-- Start of RECORDED DATA --

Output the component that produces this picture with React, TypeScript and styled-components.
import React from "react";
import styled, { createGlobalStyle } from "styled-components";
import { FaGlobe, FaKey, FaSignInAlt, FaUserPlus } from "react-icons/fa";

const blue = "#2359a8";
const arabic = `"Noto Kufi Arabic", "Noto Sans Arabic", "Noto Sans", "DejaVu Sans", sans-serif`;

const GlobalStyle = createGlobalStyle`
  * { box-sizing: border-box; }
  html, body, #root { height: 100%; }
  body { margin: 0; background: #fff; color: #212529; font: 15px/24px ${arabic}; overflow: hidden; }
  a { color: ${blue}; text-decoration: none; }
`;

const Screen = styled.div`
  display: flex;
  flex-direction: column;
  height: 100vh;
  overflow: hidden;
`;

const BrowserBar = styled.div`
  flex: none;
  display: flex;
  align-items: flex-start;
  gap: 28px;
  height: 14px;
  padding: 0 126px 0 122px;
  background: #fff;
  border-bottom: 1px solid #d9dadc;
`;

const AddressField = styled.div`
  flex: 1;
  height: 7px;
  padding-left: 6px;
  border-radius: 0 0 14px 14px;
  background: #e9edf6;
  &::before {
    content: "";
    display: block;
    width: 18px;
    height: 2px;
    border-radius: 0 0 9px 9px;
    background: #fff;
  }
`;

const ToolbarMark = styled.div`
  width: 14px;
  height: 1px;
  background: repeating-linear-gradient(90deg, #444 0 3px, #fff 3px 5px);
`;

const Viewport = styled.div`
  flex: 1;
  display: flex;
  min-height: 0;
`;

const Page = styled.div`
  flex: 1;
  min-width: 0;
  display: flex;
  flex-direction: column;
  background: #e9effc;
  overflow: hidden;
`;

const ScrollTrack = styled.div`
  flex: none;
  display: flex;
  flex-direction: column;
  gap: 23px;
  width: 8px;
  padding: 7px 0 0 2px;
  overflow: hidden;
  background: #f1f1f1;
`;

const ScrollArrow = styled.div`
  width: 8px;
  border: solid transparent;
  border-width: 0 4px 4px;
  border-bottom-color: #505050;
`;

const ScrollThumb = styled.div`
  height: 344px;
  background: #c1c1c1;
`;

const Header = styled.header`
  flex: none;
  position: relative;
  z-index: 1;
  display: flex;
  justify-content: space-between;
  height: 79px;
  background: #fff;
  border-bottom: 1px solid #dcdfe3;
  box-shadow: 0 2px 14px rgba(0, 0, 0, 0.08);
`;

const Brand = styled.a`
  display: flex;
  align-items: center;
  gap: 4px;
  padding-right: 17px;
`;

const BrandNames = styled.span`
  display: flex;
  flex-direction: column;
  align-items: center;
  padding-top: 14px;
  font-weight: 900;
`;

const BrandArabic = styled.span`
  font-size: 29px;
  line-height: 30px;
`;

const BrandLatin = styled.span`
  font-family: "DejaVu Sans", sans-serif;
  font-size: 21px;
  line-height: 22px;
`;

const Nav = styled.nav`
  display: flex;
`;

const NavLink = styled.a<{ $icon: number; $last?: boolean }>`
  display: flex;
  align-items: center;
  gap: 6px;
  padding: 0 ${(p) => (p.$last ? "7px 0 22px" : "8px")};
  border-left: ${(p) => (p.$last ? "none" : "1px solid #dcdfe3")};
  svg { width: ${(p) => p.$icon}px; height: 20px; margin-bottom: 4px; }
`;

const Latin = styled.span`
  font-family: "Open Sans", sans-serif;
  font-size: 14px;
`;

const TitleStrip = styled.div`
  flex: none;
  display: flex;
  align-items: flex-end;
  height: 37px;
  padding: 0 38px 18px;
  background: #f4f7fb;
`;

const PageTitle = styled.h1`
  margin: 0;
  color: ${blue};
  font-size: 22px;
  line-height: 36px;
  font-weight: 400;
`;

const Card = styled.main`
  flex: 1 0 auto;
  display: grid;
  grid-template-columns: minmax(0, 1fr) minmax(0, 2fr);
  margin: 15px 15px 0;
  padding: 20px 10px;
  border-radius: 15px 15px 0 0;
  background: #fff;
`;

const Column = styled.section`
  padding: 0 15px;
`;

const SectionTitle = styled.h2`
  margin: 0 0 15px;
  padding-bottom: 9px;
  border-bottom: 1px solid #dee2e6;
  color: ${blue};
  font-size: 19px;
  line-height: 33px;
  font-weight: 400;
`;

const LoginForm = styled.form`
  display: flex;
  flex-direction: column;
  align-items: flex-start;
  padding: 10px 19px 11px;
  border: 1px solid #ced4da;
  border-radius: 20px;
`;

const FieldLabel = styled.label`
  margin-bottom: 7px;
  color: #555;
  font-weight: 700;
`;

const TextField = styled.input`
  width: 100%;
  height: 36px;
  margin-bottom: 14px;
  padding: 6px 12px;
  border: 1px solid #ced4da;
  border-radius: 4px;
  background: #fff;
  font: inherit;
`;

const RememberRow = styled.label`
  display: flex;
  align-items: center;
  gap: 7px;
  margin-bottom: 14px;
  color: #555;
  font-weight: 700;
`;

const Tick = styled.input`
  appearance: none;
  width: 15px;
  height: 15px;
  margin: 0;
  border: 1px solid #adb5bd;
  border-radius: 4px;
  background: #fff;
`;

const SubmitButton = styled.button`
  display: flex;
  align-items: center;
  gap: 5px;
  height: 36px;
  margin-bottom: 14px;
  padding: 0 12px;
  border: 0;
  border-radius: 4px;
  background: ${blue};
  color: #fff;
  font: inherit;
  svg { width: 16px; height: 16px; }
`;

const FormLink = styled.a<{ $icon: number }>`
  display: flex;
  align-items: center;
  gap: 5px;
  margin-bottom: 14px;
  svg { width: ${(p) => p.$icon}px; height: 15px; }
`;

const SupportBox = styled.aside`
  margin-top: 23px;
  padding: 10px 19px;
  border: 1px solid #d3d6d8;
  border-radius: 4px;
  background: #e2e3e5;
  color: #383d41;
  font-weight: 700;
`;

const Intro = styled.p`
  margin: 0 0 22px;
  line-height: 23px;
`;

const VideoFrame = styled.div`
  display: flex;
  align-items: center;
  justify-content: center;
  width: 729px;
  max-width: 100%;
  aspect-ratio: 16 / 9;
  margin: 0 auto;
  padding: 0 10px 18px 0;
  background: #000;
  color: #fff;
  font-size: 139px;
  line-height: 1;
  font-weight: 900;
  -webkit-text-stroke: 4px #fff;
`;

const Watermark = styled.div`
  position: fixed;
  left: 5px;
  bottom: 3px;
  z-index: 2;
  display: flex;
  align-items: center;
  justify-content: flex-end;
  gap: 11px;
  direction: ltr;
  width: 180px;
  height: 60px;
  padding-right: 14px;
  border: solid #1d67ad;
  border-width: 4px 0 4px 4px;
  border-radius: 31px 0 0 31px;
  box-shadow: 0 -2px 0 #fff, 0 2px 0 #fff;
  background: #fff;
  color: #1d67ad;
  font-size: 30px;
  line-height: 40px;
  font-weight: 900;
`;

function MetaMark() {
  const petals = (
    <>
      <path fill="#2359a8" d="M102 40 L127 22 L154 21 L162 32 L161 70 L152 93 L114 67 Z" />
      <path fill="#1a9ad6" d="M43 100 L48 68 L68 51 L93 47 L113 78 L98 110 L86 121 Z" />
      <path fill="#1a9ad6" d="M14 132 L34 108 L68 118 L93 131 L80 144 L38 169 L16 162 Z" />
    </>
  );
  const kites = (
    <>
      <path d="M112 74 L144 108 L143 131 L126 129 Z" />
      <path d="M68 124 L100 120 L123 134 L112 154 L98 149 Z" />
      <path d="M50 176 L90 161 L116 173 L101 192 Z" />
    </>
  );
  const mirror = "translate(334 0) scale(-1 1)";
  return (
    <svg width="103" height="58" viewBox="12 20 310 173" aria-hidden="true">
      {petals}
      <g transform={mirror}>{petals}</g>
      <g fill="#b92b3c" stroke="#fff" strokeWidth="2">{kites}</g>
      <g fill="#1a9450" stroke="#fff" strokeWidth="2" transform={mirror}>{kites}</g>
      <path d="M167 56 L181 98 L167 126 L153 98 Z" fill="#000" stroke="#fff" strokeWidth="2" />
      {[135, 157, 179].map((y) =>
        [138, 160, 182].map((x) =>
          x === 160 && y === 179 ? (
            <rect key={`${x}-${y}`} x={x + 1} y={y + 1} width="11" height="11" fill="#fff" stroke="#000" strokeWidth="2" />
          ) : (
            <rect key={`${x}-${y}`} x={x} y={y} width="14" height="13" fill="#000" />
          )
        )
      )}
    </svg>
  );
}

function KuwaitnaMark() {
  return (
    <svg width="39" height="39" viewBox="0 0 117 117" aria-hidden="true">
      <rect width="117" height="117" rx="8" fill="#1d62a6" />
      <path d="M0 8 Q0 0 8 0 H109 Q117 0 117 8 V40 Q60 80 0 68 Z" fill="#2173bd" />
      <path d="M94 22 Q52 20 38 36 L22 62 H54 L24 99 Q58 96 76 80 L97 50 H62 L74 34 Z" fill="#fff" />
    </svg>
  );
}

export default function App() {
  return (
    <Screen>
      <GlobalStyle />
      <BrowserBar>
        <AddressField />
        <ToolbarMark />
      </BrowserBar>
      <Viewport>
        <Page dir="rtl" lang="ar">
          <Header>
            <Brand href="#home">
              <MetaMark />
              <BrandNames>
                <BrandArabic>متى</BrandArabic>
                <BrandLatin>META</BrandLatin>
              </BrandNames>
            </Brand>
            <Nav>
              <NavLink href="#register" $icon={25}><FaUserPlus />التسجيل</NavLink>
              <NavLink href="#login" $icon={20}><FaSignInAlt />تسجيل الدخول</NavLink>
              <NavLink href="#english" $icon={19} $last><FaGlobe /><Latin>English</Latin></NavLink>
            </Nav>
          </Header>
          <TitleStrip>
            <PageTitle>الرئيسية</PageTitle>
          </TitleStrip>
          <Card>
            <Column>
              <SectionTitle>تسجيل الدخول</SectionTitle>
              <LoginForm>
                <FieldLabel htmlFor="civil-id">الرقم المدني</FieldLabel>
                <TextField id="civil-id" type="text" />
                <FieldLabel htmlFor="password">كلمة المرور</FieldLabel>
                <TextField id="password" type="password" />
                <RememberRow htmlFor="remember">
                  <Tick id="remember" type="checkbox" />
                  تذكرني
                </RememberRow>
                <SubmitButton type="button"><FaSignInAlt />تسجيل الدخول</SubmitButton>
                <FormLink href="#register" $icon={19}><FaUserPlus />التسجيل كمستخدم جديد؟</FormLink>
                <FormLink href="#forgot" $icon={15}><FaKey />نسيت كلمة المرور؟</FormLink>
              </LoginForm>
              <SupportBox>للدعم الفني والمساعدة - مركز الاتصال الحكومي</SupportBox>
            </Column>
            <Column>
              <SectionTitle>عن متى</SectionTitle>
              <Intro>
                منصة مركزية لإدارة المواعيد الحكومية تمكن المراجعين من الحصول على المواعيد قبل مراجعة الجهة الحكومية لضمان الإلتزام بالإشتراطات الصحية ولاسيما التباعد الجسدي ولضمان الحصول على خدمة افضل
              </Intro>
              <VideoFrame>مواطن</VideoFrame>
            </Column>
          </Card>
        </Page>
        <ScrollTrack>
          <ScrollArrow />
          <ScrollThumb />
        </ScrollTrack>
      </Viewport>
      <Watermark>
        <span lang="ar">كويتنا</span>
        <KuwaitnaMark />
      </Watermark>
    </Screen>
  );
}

-- End of RECORDED DATA --

Write out exactly the lines from the start of the material through the line with "FaKey, FaSignInAlt, FaUserPlus". No other output is expected.

→ RESPONSE TO THE TASK
Output the component that produces this picture with React, TypeScript and styled-components.
import React from "react";
import styled, { createGlobalStyle } from "styled-components";
import { FaGlobe, FaKey, FaSignInAlt, FaUserPlus } from "react-icons/fa";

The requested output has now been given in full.